When regulators at the Food and Drug Administration this month accused the company behind vegan-friendly "Just Mayo" of mislabeling its product, they relied on a decades-old government description of what actually qualifies as mayonnaise.
“The use of the term ‘mayo’ in the product names and the image of an egg may be misleading to consumers because it may lead them to believe that the products are the standardized food, mayonnaise,” the FDA wrote in a recent warning letter to San Francisco-based Hampton Creek Foods. The agency said the name "Just Mayo" implies the product is real mayonnaise, when in reality it does not "meet the definition of the standard for mayonnaise."
For starters, regulators said, it doesn't actually contain eggs. In addition, it has "additional ingredients that are not permitted by the standard of identity for mayonnaise, such as modified food starch.”
So what exactly is Uncle Sam's official standard for mayonnaise?

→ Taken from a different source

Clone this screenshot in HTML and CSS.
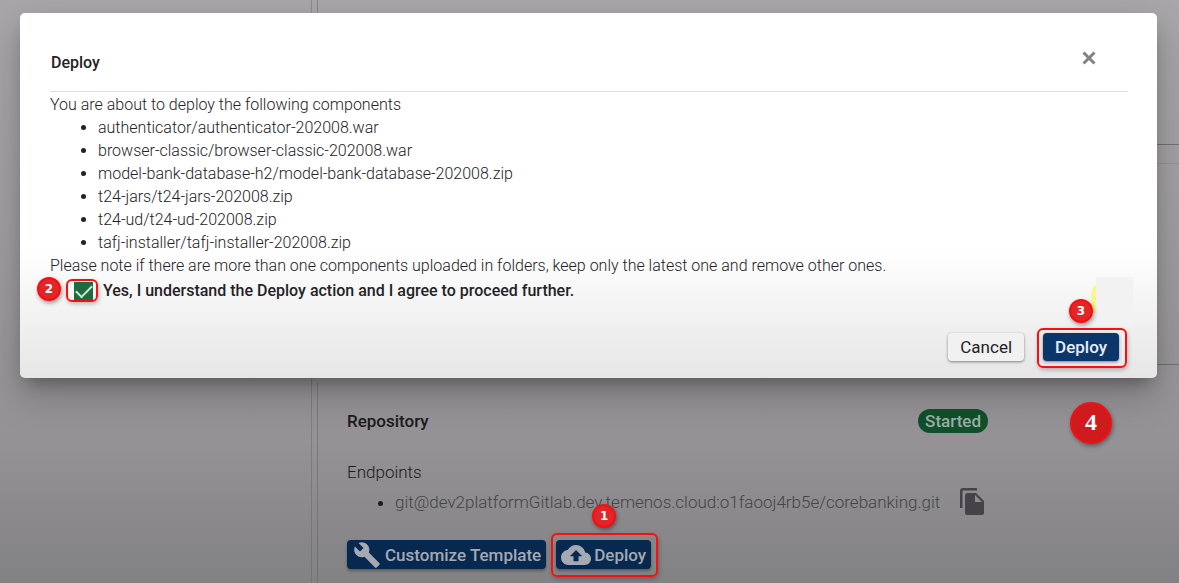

For that, you have to dig deep into the Code of Federal Regulations, Title 21, Chapter I, Subchapter B, Part 169, Subpart B. There, you will find the government's 430-word description of what qualifies as real mayo. The full definition is included below for your reading pleasure. But for any aspiring mayo magnates, here are a few general guidelines to follow if you want to stay in the FDA's good graces:
- Mayonnaise must contain "not less than 65 percent by weight of vegetable oil."
- Acidifying ingredients. That includes "vinegar or any vinegar diluted with water to an acidity ... of not less than 2.5 percent by weight," or a limited amount of "lemon juice and/or lime juice in any appropriate form."
- Eggs! For the love of mayo, don't forget the eggs: "Liquid egg yolks, frozen egg yolks, dried egg yolks, liquid whole eggs, frozen whole eggs, dried whole eggs, or any one or more of the foregoing ingredients ... with liquid egg white or frozen egg white."
- Other optional ingredients, such as salt or certain spices, "except saffron or turmeric."
There are a handful of other requirements, including the labeling all ingredients. But those are the basics of harmonious mayo production.
Here's the full government definition for mayonnaise, which appears in the regulations just after the rules for French dressing, but just before the rules for salad dressing and vanilla extract:
(a) Description. Mayonnaise is the emulsified semisolid food prepared from vegetable oil(s), one or both of the acidifying ingredients specified in paragraph (b) of this section, and one or more of the egg yolk-containing ingredients specified in paragraph (c) of this section. One or more of the ingredients specified in paragraph (d) of this section may also be used. The vegetable oil(s) used may contain an optional crystallization inhibitor as specified in paragraph (d)(7) of this section. All the ingredients from which the food is fabricated shall be safe and suitable. Mayonnaise contains not less than 65 percent by weight of vegetable oil. Mayonnaise may be mixed and packed in an atmosphere in which air is replaced in whole or in part by carbon dioxide or nitrogen.
(b) Acidifying ingredients.
(1) Any vinegar or any vinegar diluted with water to an acidity, calculated as acetic acid, of not less than 21⁄2 percent by weight, or any such vinegar or diluted vinegar mixed with an optional acidifying ingredient as specified in paragraph (d)(6) of this section. For the purpose of this paragraph, any blend of two or more vinegars is considered to be a vinegar.
(2) Lemon juice and/or lime juice in any appropriate form, which may be diluted with water to an acidity, calculated as citric acid, of not less than 21⁄2 percent by weight.
(c) Egg yolk-containing ingredients. Liquid egg yolks, frozen egg yolks, dried egg yolks, liquid whole eggs, frozen whole eggs, dried whole eggs, or any one or more of the foregoing ingredients listed in this paragraph with liquid egg white or frozen egg white.
(d) Other optional ingredients. The following optional ingredients may also be used:
(2) Nutritive carbohydrate sweeteners.
(3) Any spice (except saffron or turmeric) or natural flavoring, provided it does not impart to the mayonnaise a color simulating the color imparted by egg yolk.
(4) Monosodium glutamate.
(5) Sequestrant(s), including but not limited to calcium disodium EDTA (calcium disodium ethylenediamine- tetraacetate) and/or disodium EDTA (disodium ethylenediaminetetraacetate), may be used to preserve color and/or flavor.
(6) Citric and/or malic acid in an amount not greater than 25 percent of the weight of the acids of the vinegar or diluted vinegar, calculated as acetic acid.
(7) Crystallization inhibitors, including but not limited to oxystearin, lecithin, or polyglycerol esters of fatty acids.
(e) Nomenclature. The name of the food is “Mayonnaise”.
(f) Label declaration. Each of the ingredients used in the food shall be declared on the label as required by the applicable sections of parts 101 and 130 of this chapter.